This is one of the four pieces I wrote with 'woman' in the title, but it is the only one of the set requiring more than a single performer. The others are: Woman Viola and Crow (solo violist), Woman with Jinashi Shakuhachi, and A Woman Singing (solo voice).
Two Female Voices and Two Flutes (2013)
Nestling inside this single span of music are six smaller pieces. The two singers, in addition to their vocal sounds, knock and scrape a cloth board, and fleetingly tap one of four tuned porcelain bowls. Later on a heavy wooden pole is used. The first flautist plays the standard silver flute and a bamboo flute, the second plays baroque traverso, bass flute, and piccolo.
Piece for Koto version 2 (1975)
When I began studying the koto in 1974 I was immediately attracted by the austerity and emotional restraint of the traditional repertoire. I was also interested in the traditional tablature.
All musical notations, including stave notation, specify just a few of the music's essential ingredients, the rest is left to the oral tradition. Certain facets are thereby highlighted and given a privileged status. What exactly falls into this category is peculiar to each system but reveals a great deal about the underlying musical aesthetic of the culture which created it.
This little piece of mine started as a simple exercise to better understand traditional koto tablature and to discover how it would affect my own musical thinking if I used it as a composer. At first I found that the notation was drawing my attention to musical parameters I had previously considered ephemeral, such as the precise string to be used for a particular pitch, the exact finger to be used and whether it was to be an upstroke or downstroke. On the other hand, the notation made it next to impossible to think about absolute pitch or any fine rhythmical detail.
As I proceeded I became more acclimatised to these new circumstances, which amounted to a real shift in orientation. It gradually became clear that what I was writing was no longer a mere exercise, but was adding something essential to my compositional work.

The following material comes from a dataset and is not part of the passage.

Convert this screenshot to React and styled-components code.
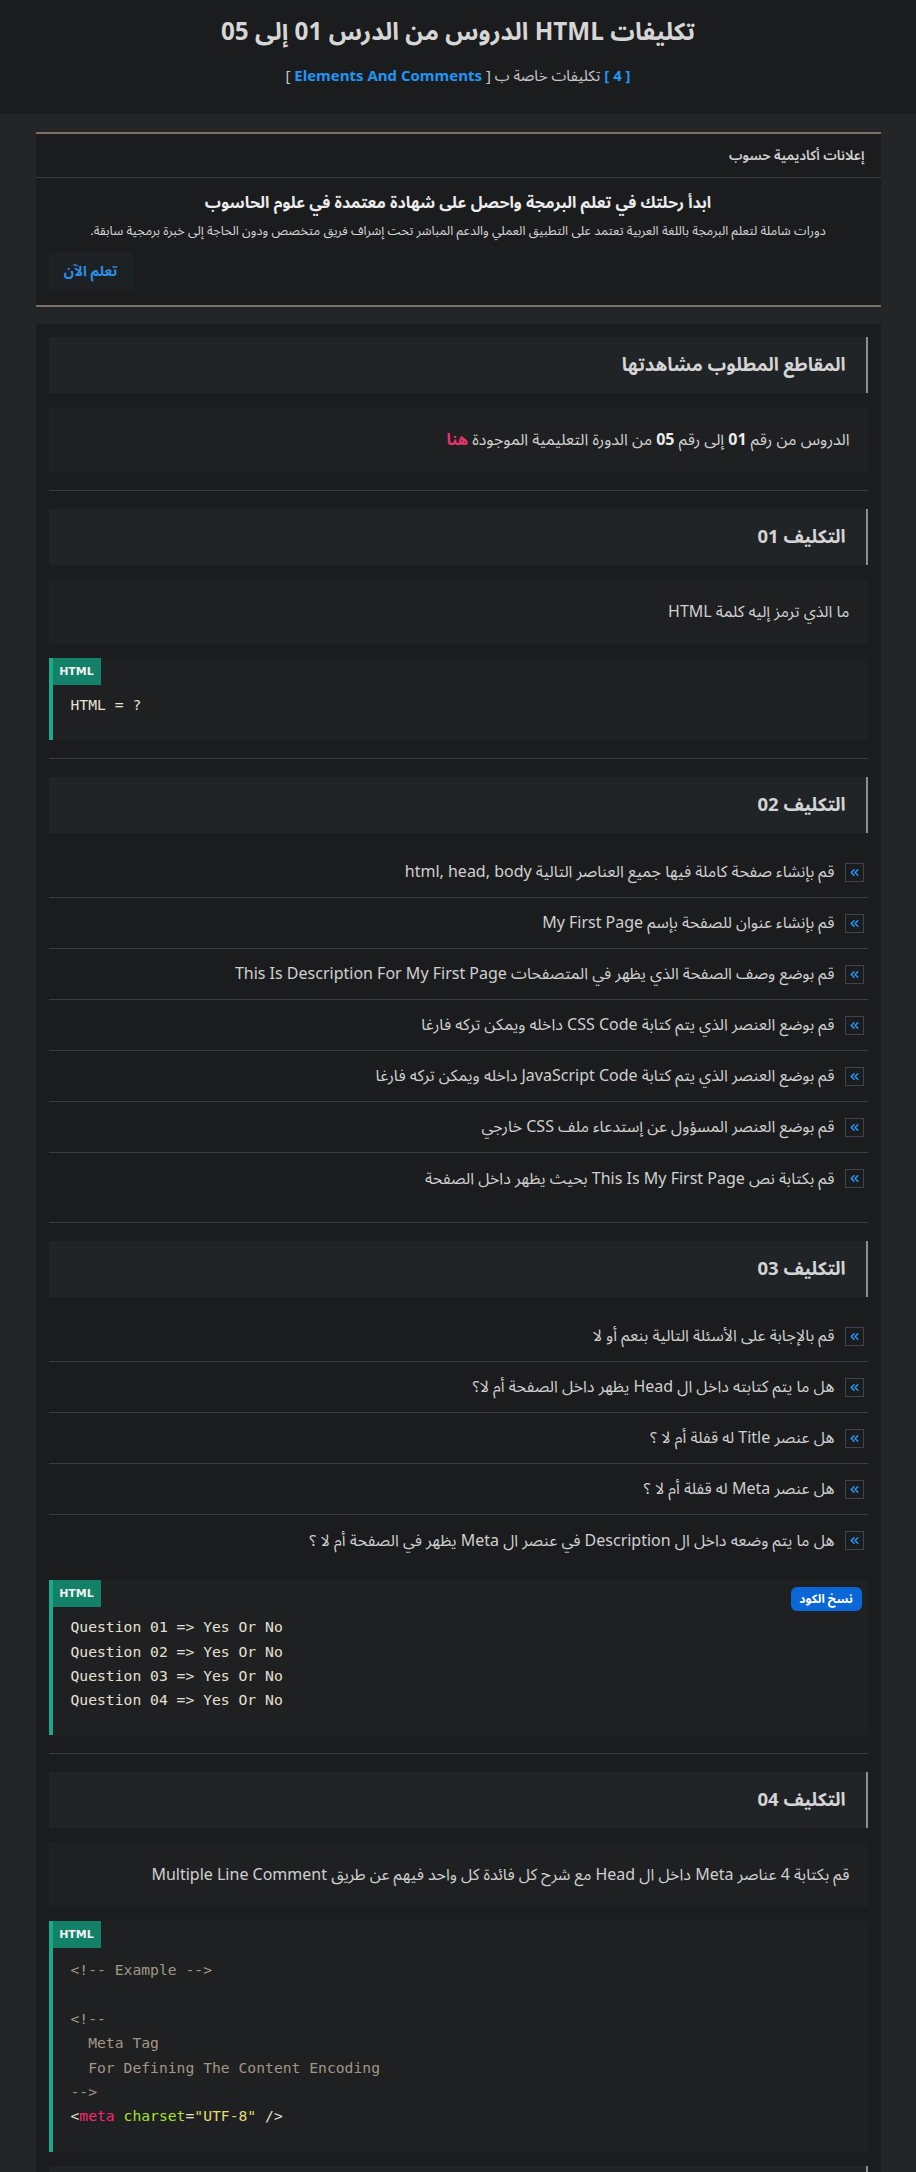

Piece for Koto version 1 (1975)
The two versions of this piece started to develop quite early in the compositional process. Even before I knew exactly what it really was, it started branching out in two irreconcilable directions. As a composer I am familiar with this situation, but normally this soon resolves itself as one version becomes dominant while the other is eventually abandoned. However, in this case I remained very much attracted by the restraint and austerity of line in version 1 but could not bring myself to negate the many delicate techniques of version 2. Although the underlying structure remained the same, the two were irreconcilable and I continued to work on them both still half-believing that at some point an accommodation would suggest itself. This never happened and so the two versions resulted. Even now I can't say which I prefer.
String Quartet (2017/18)
The emotional differences between a note being played by a single instrument and the same note played by two similar instruments in unison, are significant. This changes again when three instruments combine, and is different again with four. All such changes affect the music's 'tone of voice'. Intimacy diminishes in inverse proportion to the number of players. Even richer changes occur when octave doublings are in the mix. In this string quartet I wanted such perceptions to become a major part of the music's dialectic, as it delicately carries its single melodic strand through time.
A central part of all my recent work has been the exploration of the under-voice and the problems of making it manifest. Aspects of playing are heard that are usually subsumed under a more sparkling surface, but beneath this surface there is another world with its own ways of articulating time. In this work all four instruments use heavy practice mutes.
Beyond the Boundaries of Intimacy (2015) for flute and electronics
Composed and dedicated to Jos Zwaanenburg, a long-time friend and colleague to whom I owe much. In this piece, the almost imperceptible use of electronics (my one and only step in this direction) is simply a friendly nod of recognition for Zwaanenburg's ground-breaking new interfaces between flute and electronics.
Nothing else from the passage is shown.